Vertically Weighted Averages in Hilbert Spaces and Applications to Imaging: Fixed-Sample Asymptotics and Efficient Sequential Two-Stage Estimation

• Published in: Sequential analysis Vol. 34; no. 3; pp. 295 - 323
• Main Author: Steland, Ansgar
• Format: Journal Article
• Language: English
• Published: Philadelphia Taylor & Francis 03.07.2015; Taylor & Francis Ltd
• Subjects: Asymptotic methods; Asymptotic properties; Confidence intervals; Construction; Edge detection; Estimating techniques; Functional data; Hilbert space; Image processing; Imaging; Invariance principle; Jackknife; Resampling; Sampling; Sequential estimation; Signal processing; Theorems; Time series; Variance
• ISSN: 0747-4946; 1532-4176
• DOI: 10.1080/07474946.2015.1063257

We discuss fixed-sample asymptotics and jackknife variance estimation for vertically weighted averages and the construction of related sequential two-stage confidence intervals.

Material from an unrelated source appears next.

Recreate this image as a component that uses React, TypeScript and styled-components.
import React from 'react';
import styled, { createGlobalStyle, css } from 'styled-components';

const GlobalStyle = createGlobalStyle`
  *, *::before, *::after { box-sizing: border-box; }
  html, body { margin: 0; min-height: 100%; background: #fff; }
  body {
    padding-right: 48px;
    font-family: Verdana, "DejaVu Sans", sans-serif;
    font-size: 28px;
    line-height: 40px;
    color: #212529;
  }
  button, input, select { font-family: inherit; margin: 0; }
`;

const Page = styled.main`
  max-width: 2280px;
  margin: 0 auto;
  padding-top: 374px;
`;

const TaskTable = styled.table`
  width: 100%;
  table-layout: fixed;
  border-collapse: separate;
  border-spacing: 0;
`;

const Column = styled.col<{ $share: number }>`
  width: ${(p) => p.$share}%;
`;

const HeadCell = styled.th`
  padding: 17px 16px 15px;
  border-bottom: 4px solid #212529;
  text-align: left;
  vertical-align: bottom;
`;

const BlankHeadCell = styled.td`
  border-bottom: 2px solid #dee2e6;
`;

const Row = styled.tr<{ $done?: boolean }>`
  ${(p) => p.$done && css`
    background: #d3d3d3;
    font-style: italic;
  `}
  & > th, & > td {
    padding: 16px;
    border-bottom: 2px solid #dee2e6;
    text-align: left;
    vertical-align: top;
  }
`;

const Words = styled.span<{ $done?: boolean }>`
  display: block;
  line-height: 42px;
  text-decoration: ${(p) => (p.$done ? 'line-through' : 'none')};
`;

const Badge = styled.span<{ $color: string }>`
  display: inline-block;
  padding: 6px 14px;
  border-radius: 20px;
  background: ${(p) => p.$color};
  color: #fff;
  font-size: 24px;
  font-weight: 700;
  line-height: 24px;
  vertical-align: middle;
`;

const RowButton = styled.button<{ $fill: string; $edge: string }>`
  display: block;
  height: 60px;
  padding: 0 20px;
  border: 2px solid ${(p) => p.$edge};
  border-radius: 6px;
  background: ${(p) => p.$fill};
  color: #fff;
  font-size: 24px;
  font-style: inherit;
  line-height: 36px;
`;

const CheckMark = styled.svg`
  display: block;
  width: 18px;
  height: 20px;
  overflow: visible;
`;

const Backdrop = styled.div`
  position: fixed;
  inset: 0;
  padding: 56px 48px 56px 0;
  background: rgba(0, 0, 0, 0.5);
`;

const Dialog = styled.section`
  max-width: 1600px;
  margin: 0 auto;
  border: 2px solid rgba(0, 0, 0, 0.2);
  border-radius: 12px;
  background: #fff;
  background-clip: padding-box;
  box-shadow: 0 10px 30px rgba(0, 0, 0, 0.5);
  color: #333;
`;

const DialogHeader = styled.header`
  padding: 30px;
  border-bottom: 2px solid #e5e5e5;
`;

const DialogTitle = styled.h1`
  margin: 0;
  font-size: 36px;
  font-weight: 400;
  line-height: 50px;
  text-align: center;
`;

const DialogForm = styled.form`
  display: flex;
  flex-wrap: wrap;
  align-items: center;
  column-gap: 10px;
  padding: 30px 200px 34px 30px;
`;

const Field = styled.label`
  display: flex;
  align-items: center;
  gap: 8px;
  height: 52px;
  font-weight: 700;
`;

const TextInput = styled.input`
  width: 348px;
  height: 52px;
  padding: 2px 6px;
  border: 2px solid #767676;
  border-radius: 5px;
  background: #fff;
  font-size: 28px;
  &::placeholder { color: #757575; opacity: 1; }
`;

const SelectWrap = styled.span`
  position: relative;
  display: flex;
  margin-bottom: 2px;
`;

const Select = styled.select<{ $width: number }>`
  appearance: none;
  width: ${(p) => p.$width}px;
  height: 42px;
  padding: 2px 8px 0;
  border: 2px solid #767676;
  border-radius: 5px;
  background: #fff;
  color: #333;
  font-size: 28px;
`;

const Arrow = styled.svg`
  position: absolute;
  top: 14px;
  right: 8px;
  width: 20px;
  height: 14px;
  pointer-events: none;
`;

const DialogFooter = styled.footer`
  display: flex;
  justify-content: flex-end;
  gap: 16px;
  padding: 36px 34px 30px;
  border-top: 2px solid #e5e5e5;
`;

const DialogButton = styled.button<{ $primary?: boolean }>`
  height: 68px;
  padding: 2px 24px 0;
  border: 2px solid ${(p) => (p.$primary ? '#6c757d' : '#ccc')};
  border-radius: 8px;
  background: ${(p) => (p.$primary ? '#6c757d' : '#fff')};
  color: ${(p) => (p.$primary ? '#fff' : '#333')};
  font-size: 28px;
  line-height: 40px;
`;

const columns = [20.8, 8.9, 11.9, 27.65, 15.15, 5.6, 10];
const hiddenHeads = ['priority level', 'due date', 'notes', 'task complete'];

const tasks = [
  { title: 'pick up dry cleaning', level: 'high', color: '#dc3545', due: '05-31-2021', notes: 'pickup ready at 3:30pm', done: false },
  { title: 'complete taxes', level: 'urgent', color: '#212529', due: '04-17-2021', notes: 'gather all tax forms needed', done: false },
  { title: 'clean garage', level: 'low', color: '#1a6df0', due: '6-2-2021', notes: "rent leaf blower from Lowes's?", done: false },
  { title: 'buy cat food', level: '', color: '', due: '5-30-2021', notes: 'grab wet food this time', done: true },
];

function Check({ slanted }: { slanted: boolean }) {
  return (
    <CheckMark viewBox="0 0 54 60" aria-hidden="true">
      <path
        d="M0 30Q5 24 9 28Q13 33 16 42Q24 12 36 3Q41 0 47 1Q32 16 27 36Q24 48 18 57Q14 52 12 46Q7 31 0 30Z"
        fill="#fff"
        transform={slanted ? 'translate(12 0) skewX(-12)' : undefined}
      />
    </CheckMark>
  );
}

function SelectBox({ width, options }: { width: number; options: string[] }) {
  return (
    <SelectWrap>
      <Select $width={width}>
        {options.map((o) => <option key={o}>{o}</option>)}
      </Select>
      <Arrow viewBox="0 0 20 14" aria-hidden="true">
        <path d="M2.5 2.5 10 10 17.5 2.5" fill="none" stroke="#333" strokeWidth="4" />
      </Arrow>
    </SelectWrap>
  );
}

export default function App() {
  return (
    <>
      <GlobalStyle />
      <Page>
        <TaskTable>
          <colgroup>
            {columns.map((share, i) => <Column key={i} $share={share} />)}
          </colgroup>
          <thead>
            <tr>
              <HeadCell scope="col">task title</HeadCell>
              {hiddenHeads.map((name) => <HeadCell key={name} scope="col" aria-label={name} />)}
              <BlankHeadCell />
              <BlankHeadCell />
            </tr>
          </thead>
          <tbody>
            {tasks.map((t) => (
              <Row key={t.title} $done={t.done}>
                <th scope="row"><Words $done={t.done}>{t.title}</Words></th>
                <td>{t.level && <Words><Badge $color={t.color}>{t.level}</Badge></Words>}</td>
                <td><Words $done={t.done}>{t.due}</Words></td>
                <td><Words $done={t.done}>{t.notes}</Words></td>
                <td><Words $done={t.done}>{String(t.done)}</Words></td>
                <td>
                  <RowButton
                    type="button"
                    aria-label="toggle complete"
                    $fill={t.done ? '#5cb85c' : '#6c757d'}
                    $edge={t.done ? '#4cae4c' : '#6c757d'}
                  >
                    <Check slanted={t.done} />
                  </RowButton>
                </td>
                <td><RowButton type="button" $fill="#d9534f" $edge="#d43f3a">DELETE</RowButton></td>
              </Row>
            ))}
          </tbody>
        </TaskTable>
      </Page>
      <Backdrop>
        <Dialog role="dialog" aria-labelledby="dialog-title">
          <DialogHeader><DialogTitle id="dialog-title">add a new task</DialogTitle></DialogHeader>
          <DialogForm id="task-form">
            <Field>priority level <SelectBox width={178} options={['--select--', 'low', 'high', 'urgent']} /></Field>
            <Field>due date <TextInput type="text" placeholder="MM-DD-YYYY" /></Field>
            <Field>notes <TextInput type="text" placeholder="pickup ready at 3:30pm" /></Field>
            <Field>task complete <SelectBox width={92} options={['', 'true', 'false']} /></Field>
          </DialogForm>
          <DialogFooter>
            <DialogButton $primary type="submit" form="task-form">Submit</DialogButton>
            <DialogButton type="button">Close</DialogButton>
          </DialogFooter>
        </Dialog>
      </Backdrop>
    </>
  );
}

Those vertically weighted averages represent a class of nonlinear smoothers that are commonly applied to denoise observations without corrupting details (such as jumps in a time series or object boundaries in an image), detect those details, and design segmentation procedures. In addition to their extensive use in imaging, they have been also successfully applied in signal processing and financial data analysis. This article extends this approach to general functional data taking values in a Hilbert space and establishes the related asymptotic distribution theory in terms of central limit theorems and their sequential generalizations. In addition, focusing on real-valued data, the problems of variance estimation by the jackknife and two-stage estimation are studied. We show that the jackknife is consistent and asymptotically unbiased, thus providing an easy-to-use approach to evaluate the estimator's precision. Because the inhomogeneous variance of vertically weighted averages is a drawback when denoising data, we study the construction of fixed-width confidence intervals based on a two-stage sampling procedure in the spirit of Stein's (1945) seminal article. The proposed procedure can be shown to be consistent for the asymptotic optimal fixed-sample solution as well as asymptotically first-order efficient.